__WHAT YOU SHOULD DO__: Produce a word-for-word copy of the listing below without its pictures.

────

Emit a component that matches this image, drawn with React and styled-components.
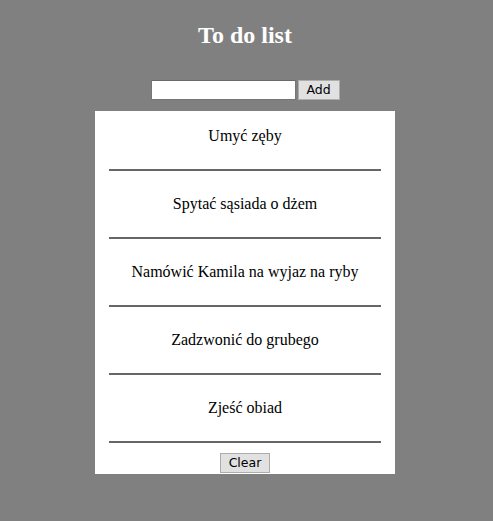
import React, { useState } from "react";
import styled, { createGlobalStyle } from "styled-components";

const GlobalStyle = createGlobalStyle`
  html, body {
    margin: 0;
    padding: 0;
    background: #808080;
  }
  body {
    font-family: "Liberation Serif", "Times New Roman", serif;
  }
`;

function App() {
  const [tasks, setTasks] = useState([
    "Umyć zęby",
    "Spytać sąsiada o dżem",
    "Namówić Kamila na wyjaz na ryby",
    "Zadzwonić do grubego",
    "Zjeść obiad",
  ]);
  const [text, setText] = useState("");

  const addTask = () => {
    if (text.trim() === "") return;
    setTasks([...tasks, text]);
    setText("");
  };

  return (
    <Page>
      <GlobalStyle />
      <Heading>To do list</Heading>
      <Form>
        <TaskInput value={text} onChange={(e) => setText(e.target.value)} />
        <Button $width={42} onClick={addTask}>
          Add
        </Button>
      </Form>
      <Panel>
        <List>
          {tasks.map((task, i) => (
            <Item key={i}>
              <ItemText>{task}</ItemText>
              <Rule />
            </Item>
          ))}
        </List>
        <Button $width={50} onClick={() => setTasks([])}>
          Clear
        </Button>
      </Panel>
    </Page>
  );
}

export default App;

const Page = styled.div`
  display: flex;
  flex-direction: column;
  align-items: center;
  min-height: 521px;
  padding-right: 3px;
  background: #808080;
`;
const Heading = styled.h2`
  margin: 21px 0 0;
  height: 29px;
  line-height: 29px;
  font-size: 24px;
  font-weight: bold;
  color: #fff;
`;
const Form = styled.div`
  display: flex;
  align-items: center;
  gap: 2px;
  margin-top: 30px;
  height: 20px;
`;
const TaskInput = styled.input`
  box-sizing: border-box;
  width: 145px;
  height: 20px;
  border: 1px solid #767676;
  border-top-color: #6a6a6a;
  background: #fff;
  padding: 1px 2px;
  font-size: 13px;
  outline: none;
`;
const Button = styled.button`
  box-sizing: border-box;
  width: ${(p) => p.$width}px;
  height: 20px;
  padding: 0;
  border: 1px solid #adadad;
  background: #e1e1e1;
  color: #000;
  font-family: "DejaVu Sans", "Liberation Sans", sans-serif;
  font-size: 12.5px;
  line-height: 18px;
  cursor: pointer;
`;
const Panel = styled.div`
  box-sizing: border-box;
  width: 300px;
  margin-top: 11px;
  padding: 0 14px 1px;
  background: #fff;
  display: flex;
  flex-direction: column;
  align-items: center;
`;
const List = styled.ul`
  list-style: none;
  margin: 0;
  padding: 0;
  width: 100%;
  margin-bottom: 10px;
`;
const Item = styled.li`
  display: flex;
  flex-direction: column;
  padding-top: 16px;
  &:not(:first-child) {
    padding-top: 24px;
  }
`;
const ItemText = styled.span`
  display: block;
  height: 18px;
  line-height: 18px;
  font-size: 16px;
  text-align: center;
  color: #000;
`;
const Rule = styled.div`
  margin-top: 24px;
  height: 2px;
  background: #666;
`;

────

__TASK SOLUTION__:
Emit a component that matches this image, drawn with React and styled-components.
import React, { useState } from "react";
import styled, { createGlobalStyle } from "styled-components";

const GlobalStyle = createGlobalStyle`
  html, body {
    margin: 0;
    padding: 0;
    background: #808080;
  }
  body {
    font-family: "Liberation Serif", "Times New Roman", serif;
  }
`;

function App() {
  const [tasks, setTasks] = useState([
    "Umyć zęby",
    "Spytać sąsiada o dżem",
    "Namówić Kamila na wyjaz na ryby",
    "Zadzwonić do grubego",
    "Zjeść obiad",
  ]);
  const [text, setText] = useState("");

  const addTask = () => {
    if (text.trim() === "") return;
    setTasks([...tasks, text]);
    setText("");
  };

  return (
    <Page>
      <GlobalStyle />
      <Heading>To do list</Heading>
      <Form>
        <TaskInput value={text} onChange={(e) => setText(e.target.value)} />
        <Button $width={42} onClick={addTask}>
          Add
        </Button>
      </Form>
      <Panel>
        <List>
          {tasks.map((task, i) => (
            <Item key={i}>
              <ItemText>{task}</ItemText>
              <Rule />
            </Item>
          ))}
        </List>
        <Button $width={50} onClick={() => setTasks([])}>
          Clear
        </Button>
      </Panel>
    </Page>
  );
}

export default App;

const Page = styled.div`
  display: flex;
  flex-direction: column;
  align-items: center;
  min-height: 521px;
  padding-right: 3px;
  background: #808080;
`;
const Heading = styled.h2`
  margin: 21px 0 0;
  height: 29px;
  line-height: 29px;
  font-size: 24px;
  font-weight: bold;
  color: #fff;
`;
const Form = styled.div`
  display: flex;
  align-items: center;
  gap: 2px;
  margin-top: 30px;
  height: 20px;
`;
const TaskInput = styled.input`
  box-sizing: border-box;
  width: 145px;
  height: 20px;
  border: 1px solid #767676;
  border-top-color: #6a6a6a;
  background: #fff;
  padding: 1px 2px;
  font-size: 13px;
  outline: none;
`;
const Button = styled.button`
  box-sizing: border-box;
  width: ${(p) => p.$width}px;
  height: 20px;
  padding: 0;
  border: 1px solid #adadad;
  background: #e1e1e1;
  color: #000;
  font-family: "DejaVu Sans", "Liberation Sans", sans-serif;
  font-size: 12.5px;
  line-height: 18px;
  cursor: pointer;
`;
const Panel = styled.div`
  box-sizing: border-box;
  width: 300px;
  margin-top: 11px;
  padding: 0 14px 1px;
  background: #fff;
  display: flex;
  flex-direction: column;
  align-items: center;
`;
const List = styled.ul`
  list-style: none;
  margin: 0;
  padding: 0;
  width: 100%;
  margin-bottom: 10px;
`;
const Item = styled.li`
  display: flex;
  flex-direction: column;
  padding-top: 16px;
  &:not(:first-child) {
    padding-top: 24px;
  }
`;
const ItemText = styled.span`
  display: block;
  height: 18px;
  line-height: 18px;
  font-size: 16px;
  text-align: center;
  color: #000;
`;
const Rule = styled.div`
  margin-top: 24px;
  height: 2px;
  background: #666;
`;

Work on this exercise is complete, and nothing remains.